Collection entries
>> START

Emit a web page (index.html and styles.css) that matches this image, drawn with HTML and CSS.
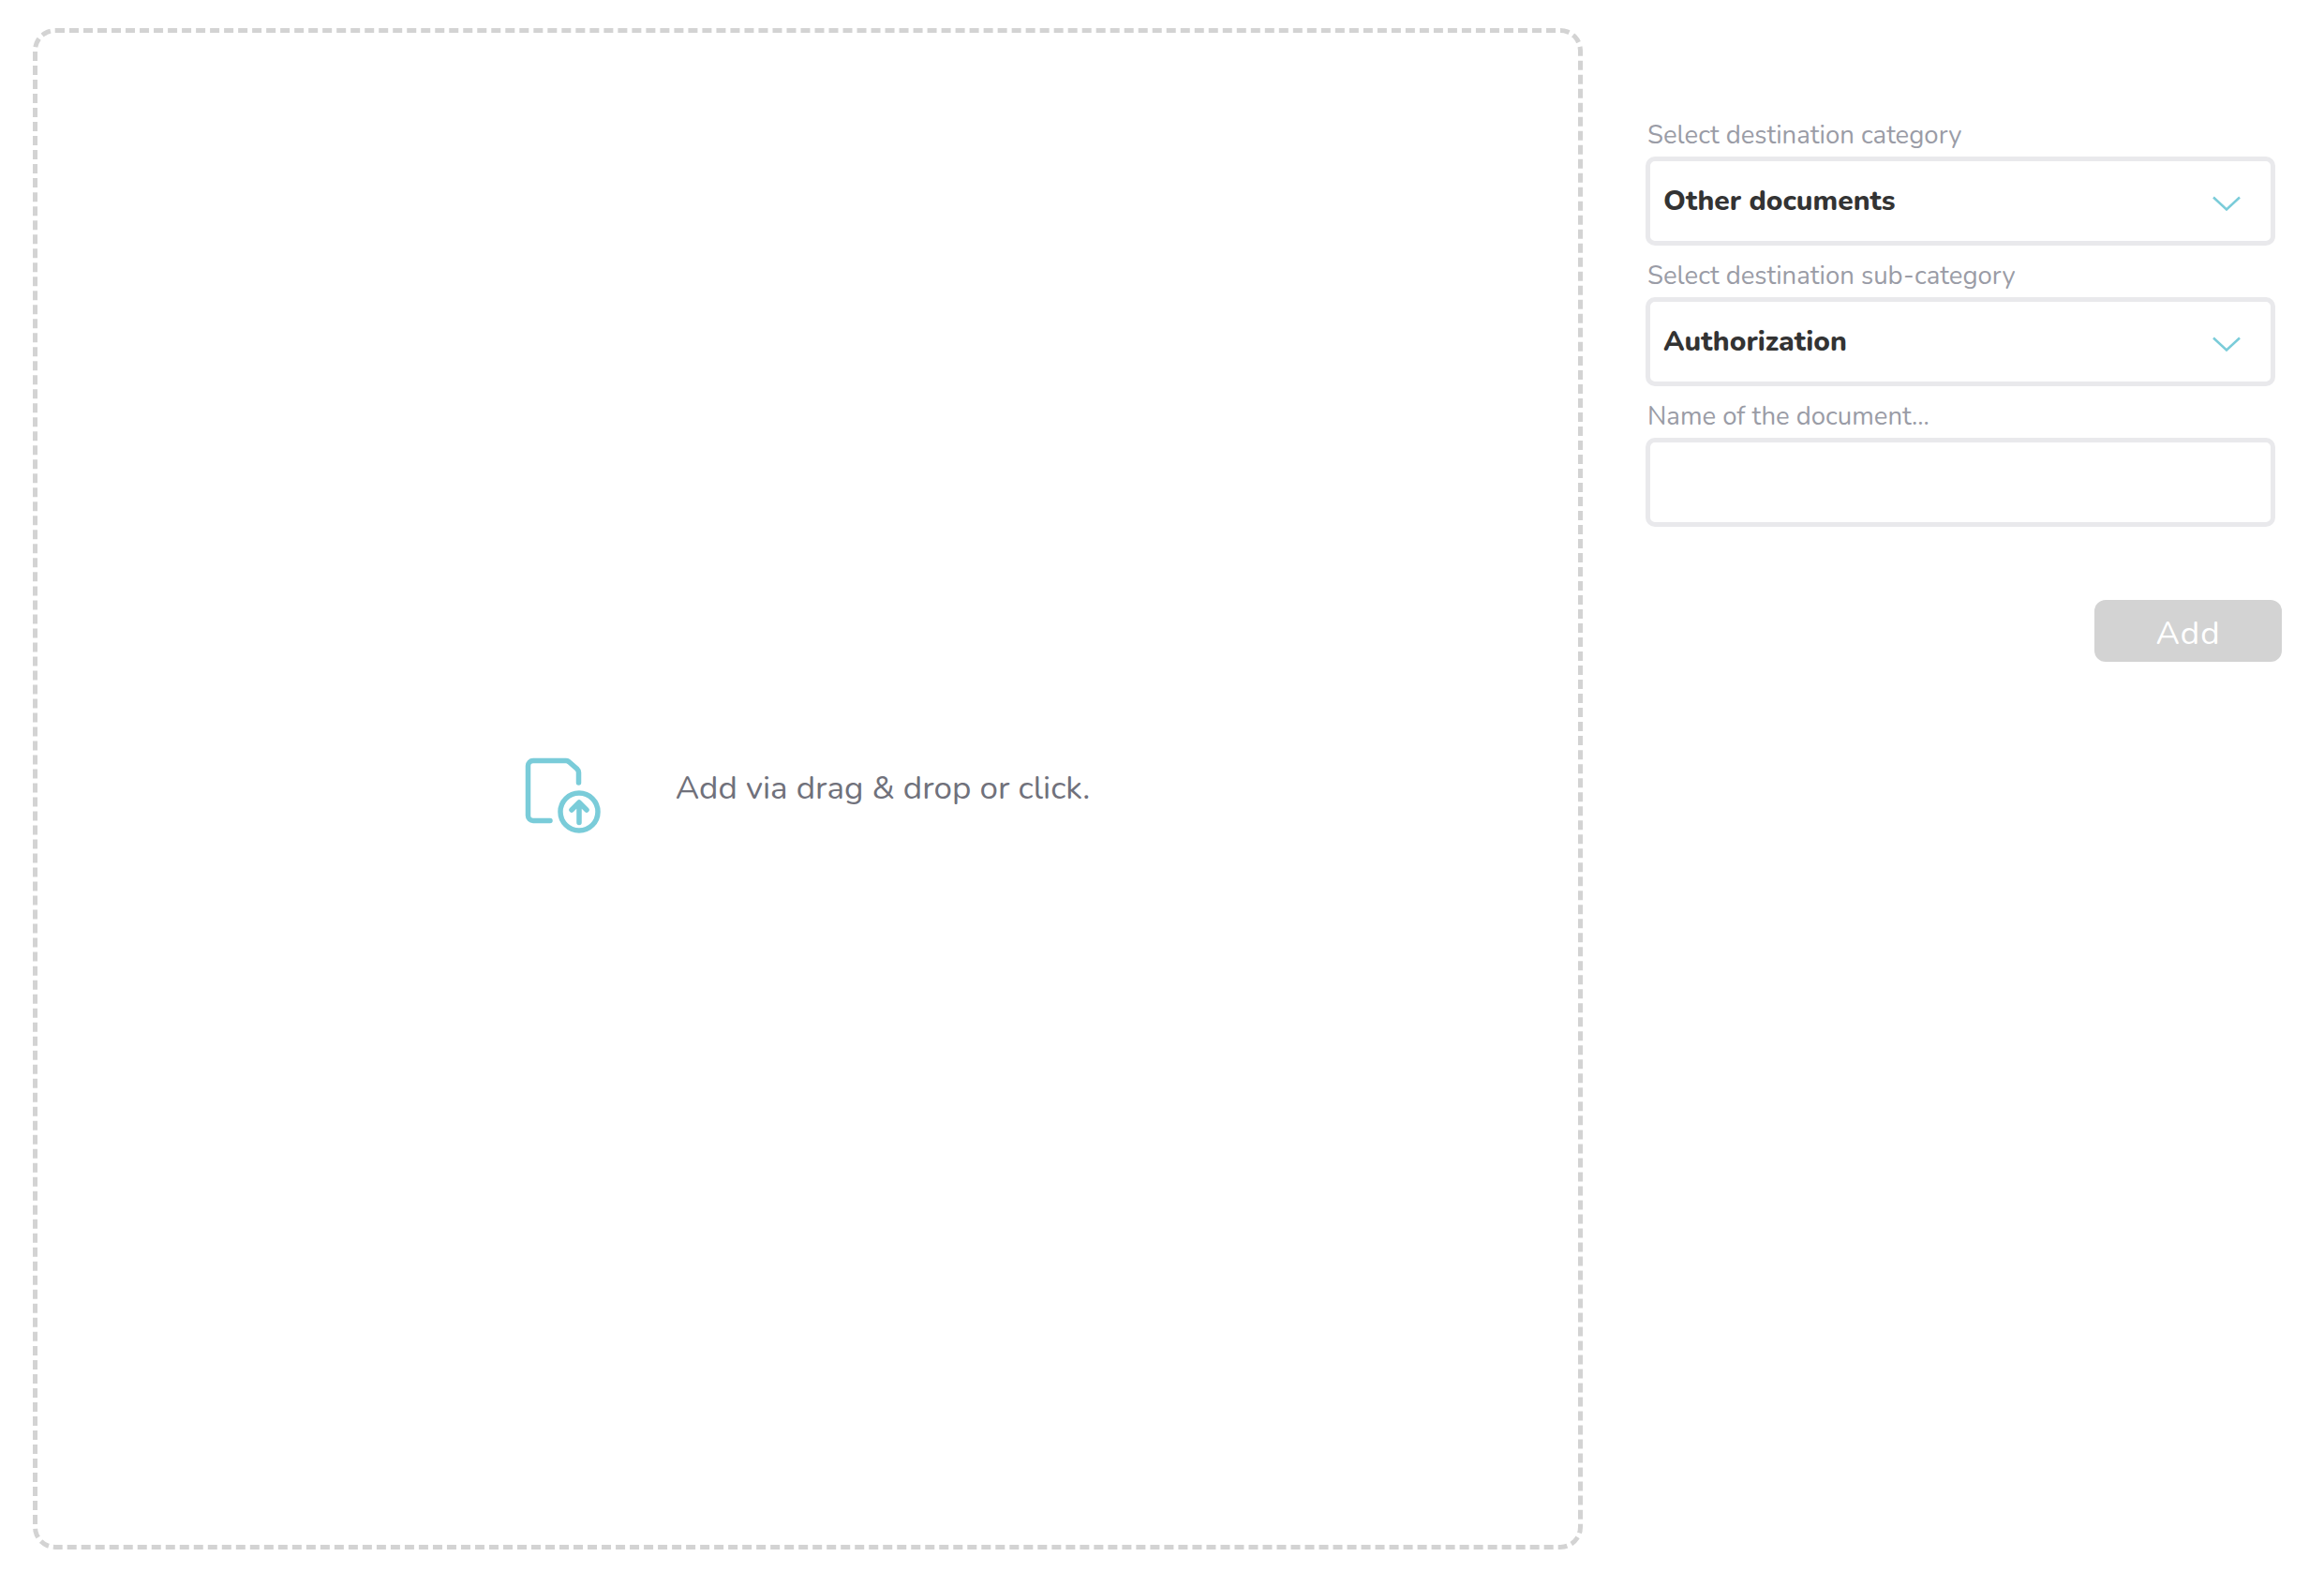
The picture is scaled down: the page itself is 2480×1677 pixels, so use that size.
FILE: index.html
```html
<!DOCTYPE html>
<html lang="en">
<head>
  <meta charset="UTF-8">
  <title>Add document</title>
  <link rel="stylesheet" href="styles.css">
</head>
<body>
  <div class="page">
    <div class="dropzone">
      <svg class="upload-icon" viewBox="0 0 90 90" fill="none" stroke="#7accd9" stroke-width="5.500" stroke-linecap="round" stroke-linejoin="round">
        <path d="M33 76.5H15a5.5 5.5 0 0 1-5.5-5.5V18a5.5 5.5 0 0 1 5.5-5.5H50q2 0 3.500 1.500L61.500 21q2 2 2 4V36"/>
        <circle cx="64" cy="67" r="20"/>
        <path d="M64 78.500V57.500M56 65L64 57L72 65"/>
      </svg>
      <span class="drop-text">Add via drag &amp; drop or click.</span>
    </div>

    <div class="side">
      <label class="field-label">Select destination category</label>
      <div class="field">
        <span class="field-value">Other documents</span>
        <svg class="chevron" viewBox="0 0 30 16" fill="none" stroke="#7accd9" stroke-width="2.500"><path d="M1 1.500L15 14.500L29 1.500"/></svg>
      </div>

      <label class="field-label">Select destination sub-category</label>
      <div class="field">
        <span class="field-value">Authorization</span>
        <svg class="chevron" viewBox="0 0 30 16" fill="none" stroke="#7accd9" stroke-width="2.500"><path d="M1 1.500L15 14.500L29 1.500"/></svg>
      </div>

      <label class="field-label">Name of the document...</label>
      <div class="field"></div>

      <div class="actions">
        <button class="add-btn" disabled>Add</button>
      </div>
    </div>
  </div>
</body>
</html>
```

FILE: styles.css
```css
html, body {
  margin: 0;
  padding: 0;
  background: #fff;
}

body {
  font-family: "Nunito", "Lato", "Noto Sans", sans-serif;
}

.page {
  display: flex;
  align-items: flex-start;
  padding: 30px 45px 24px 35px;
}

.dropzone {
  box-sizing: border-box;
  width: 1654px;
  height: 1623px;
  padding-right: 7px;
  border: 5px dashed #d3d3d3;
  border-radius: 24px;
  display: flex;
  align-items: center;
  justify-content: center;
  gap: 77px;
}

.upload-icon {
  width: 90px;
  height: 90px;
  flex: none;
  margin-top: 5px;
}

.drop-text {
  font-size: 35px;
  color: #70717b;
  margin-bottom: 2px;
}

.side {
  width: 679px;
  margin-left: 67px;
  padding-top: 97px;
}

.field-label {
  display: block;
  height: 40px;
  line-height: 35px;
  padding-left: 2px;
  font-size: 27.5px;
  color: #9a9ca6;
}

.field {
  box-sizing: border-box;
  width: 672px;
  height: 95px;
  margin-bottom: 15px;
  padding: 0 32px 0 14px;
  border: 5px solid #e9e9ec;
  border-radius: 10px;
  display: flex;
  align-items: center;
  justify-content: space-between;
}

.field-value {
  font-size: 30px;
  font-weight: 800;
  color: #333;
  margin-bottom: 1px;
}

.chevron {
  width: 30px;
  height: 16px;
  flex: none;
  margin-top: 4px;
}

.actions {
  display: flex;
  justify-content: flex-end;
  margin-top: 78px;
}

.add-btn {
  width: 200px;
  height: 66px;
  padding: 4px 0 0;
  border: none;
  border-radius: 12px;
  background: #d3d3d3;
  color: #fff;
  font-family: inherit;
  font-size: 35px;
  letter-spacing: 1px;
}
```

>> END
>> START

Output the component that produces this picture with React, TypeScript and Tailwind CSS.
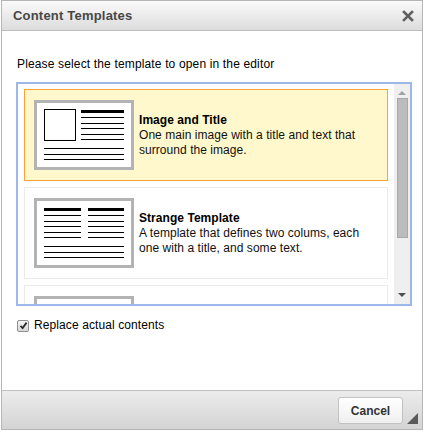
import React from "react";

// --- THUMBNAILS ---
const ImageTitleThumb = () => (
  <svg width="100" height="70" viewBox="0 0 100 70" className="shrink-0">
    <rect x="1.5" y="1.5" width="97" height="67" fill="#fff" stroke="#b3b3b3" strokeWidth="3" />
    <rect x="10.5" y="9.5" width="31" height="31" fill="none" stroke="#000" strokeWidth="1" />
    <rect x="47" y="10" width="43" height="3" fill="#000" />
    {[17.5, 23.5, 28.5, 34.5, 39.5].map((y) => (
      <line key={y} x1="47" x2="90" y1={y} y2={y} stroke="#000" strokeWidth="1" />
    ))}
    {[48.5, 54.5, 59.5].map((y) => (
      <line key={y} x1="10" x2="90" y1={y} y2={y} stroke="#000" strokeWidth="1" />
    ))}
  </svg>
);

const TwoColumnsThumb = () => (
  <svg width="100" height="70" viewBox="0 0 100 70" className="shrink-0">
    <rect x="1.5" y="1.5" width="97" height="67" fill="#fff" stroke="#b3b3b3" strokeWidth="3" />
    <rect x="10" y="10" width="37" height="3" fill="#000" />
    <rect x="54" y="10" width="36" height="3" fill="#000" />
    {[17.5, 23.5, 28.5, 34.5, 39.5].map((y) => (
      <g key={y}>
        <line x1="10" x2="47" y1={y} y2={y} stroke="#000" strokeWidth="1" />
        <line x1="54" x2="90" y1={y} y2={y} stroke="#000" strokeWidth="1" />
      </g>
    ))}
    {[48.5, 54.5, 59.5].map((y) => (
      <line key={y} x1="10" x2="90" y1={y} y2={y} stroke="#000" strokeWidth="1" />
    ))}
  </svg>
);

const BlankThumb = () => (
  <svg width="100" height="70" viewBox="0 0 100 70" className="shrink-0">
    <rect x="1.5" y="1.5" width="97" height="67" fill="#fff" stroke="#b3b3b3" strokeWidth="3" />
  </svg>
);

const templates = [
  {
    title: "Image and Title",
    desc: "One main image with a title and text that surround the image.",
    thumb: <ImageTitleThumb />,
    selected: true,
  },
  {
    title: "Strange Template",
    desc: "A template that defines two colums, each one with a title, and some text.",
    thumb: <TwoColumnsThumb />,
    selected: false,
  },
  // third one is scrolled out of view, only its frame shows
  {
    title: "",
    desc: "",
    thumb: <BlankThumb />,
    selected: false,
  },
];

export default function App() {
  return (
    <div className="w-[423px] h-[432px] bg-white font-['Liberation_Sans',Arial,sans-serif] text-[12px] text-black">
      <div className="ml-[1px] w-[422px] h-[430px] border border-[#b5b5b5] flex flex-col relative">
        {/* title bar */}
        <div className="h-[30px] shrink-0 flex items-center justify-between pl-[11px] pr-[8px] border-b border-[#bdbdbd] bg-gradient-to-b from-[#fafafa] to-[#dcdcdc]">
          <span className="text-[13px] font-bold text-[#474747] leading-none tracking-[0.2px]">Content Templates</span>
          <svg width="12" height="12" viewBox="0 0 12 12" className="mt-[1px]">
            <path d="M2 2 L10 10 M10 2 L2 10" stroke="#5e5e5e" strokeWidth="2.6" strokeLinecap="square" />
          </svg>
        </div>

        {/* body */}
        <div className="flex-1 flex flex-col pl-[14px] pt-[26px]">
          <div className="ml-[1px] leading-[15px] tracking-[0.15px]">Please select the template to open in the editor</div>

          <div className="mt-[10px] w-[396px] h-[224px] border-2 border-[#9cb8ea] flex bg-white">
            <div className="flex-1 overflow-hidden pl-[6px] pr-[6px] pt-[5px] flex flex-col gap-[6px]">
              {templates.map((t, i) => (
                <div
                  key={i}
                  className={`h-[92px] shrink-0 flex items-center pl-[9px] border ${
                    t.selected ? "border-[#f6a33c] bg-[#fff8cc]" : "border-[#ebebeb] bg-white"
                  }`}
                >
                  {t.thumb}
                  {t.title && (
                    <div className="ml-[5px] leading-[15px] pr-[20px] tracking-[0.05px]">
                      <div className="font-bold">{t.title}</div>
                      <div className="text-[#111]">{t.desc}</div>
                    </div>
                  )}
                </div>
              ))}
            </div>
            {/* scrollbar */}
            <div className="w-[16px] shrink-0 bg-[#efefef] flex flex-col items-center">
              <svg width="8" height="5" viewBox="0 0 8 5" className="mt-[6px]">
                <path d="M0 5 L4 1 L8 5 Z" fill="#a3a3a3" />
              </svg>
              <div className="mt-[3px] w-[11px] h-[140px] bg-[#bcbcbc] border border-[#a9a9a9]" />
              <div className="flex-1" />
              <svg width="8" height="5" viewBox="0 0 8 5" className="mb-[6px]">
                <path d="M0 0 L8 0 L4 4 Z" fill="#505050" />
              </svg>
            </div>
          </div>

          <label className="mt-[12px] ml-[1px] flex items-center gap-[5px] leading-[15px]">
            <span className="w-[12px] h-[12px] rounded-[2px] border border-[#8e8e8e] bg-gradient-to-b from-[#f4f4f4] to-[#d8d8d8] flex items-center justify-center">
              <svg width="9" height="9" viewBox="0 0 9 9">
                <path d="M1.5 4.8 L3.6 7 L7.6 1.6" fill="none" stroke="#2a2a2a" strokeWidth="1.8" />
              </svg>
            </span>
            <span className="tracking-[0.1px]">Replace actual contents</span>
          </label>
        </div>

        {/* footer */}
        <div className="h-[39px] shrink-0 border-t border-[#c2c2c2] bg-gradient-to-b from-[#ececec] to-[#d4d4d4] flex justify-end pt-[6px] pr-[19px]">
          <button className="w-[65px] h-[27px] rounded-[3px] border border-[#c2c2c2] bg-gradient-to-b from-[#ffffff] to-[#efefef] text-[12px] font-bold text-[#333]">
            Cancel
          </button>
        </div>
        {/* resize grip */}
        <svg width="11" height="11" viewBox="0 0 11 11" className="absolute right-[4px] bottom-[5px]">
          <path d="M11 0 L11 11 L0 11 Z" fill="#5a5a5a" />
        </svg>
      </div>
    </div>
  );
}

>> END

WHAT THE TASK ASKS
From the listing above, copy out each line where the word "page" appears.

RESULT FOR THIS TASK
Emit a web page (index.html and styles.css) that matches this image, drawn with HTML and CSS.
The picture is scaled down: the page itself is 2480×1677 pixels, so use that size.
  <div class="page">
.page {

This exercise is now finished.